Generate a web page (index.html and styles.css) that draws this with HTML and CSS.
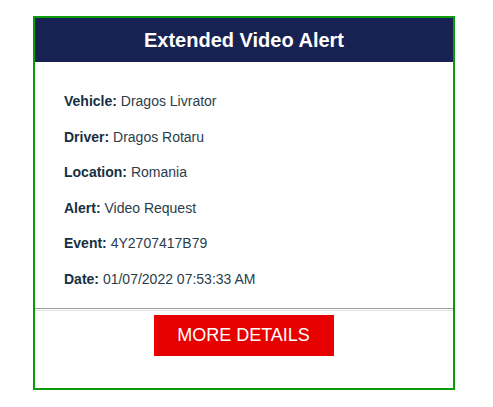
FILE: index.html
```html
<!DOCTYPE html>
<html>
<head>
<meta charset="utf-8">
<link rel="stylesheet" href="styles.css">
</head>
<body>
<div class="card">
  <div class="card-header">Extended Video Alert</div>
  <div class="details">
    <div class="row"><span class="label">Vehicle:</span> Dragos Livrator</div>
    <div class="row"><span class="label">Driver:</span> Dragos Rotaru</div>
    <div class="row"><span class="label">Location:</span> Romania</div>
    <div class="row"><span class="label">Alert:</span> Video Request</div>
    <div class="row"><span class="label">Event:</span> 4Y2707417B79</div>
    <div class="row"><span class="label">Date:</span> 01/07/2022 07:53:33 AM</div>
  </div>
  <div class="divider"></div>
  <div class="actions">
    <a class="btn" href="#">MORE DETAILS</a>
  </div>
</div>
</body>
</html>
```
FILE: styles.css
```css
html, body {
  margin: 0;
  padding: 0;
  background: #ffffff;
}
body {
  padding: 16px 0 0 33px;
  font-family: "Liberation Sans", Arial, sans-serif;
}
.card {
  width: 418px;
  height: 370px;
  border: 2px solid #0a9a0a;
  display: flex;
  flex-direction: column;
}
.card-header {
  background: #172253;
  color: #ffffff;
  height: 44px;
  display: flex;
  align-items: center;
  justify-content: center;
  font-size: 20px;
  font-weight: bold;
}
.details {
  padding: 29px 0 0 29px;
  display: flex;
  flex-direction: column;
  gap: 14px;
}
.row {
  font-size: 14px;
  line-height: 21.6px;
  color: #2a3d4a;
}
.label {
  font-weight: bold;
  color: #17303f;
}
.divider {
  margin-top: 17px;
  height: 1px;
  border-top: 1px solid #9c9c9c;
  border-bottom: 1px solid #e2e2e2;
}
.actions {
  display: flex;
  justify-content: center;
  padding-top: 4px;
  padding-right: 1px;
}
.btn {
  display: flex;
  align-items: center;
  justify-content: center;
  width: 180px;
  height: 41px;
  background: #e60000;
  color: #ffffff;
  font-size: 18px;
  text-decoration: none;
}
```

• INSTRUCTIONS FOR THE TASK
Drop the images and repeat the data exactly.

• WRITTEN ANSWER
Generate a web page (index.html and styles.css) that draws this with HTML and CSS.
FILE: index.html
```html
<!DOCTYPE html>
<html>
<head>
<meta charset="utf-8">
<link rel="stylesheet" href="styles.css">
</head>
<body>
<div class="card">
  <div class="card-header">Extended Video Alert</div>
  <div class="details">
    <div class="row"><span class="label">Vehicle:</span> Dragos Livrator</div>
    <div class="row"><span class="label">Driver:</span> Dragos Rotaru</div>
    <div class="row"><span class="label">Location:</span> Romania</div>
    <div class="row"><span class="label">Alert:</span> Video Request</div>
    <div class="row"><span class="label">Event:</span> 4Y2707417B79</div>
    <div class="row"><span class="label">Date:</span> 01/07/2022 07:53:33 AM</div>
  </div>
  <div class="divider"></div>
  <div class="actions">
    <a class="btn" href="#">MORE DETAILS</a>
  </div>
</div>
</body>
</html>
```
FILE: styles.css
```css
html, body {
  margin: 0;
  padding: 0;
  background: #ffffff;
}
body {
  padding: 16px 0 0 33px;
  font-family: "Liberation Sans", Arial, sans-serif;
}
.card {
  width: 418px;
  height: 370px;
  border: 2px solid #0a9a0a;
  display: flex;
  flex-direction: column;
}
.card-header {
  background: #172253;
  color: #ffffff;
  height: 44px;
  display: flex;
  align-items: center;
  justify-content: center;
  font-size: 20px;
  font-weight: bold;
}
.details {
  padding: 29px 0 0 29px;
  display: flex;
  flex-direction: column;
  gap: 14px;
}
.row {
  font-size: 14px;
  line-height: 21.6px;
  color: #2a3d4a;
}
.label {
  font-weight: bold;
  color: #17303f;
}
.divider {
  margin-top: 17px;
  height: 1px;
  border-top: 1px solid #9c9c9c;
  border-bottom: 1px solid #e2e2e2;
}
.actions {
  display: flex;
  justify-content: center;
  padding-top: 4px;
  padding-right: 1px;
}
.btn {
  display: flex;
  align-items: center;
  justify-content: center;
  width: 180px;
  height: 41px;
  background: #e60000;
  color: #ffffff;
  font-size: 18px;
  text-decoration: none;
}
```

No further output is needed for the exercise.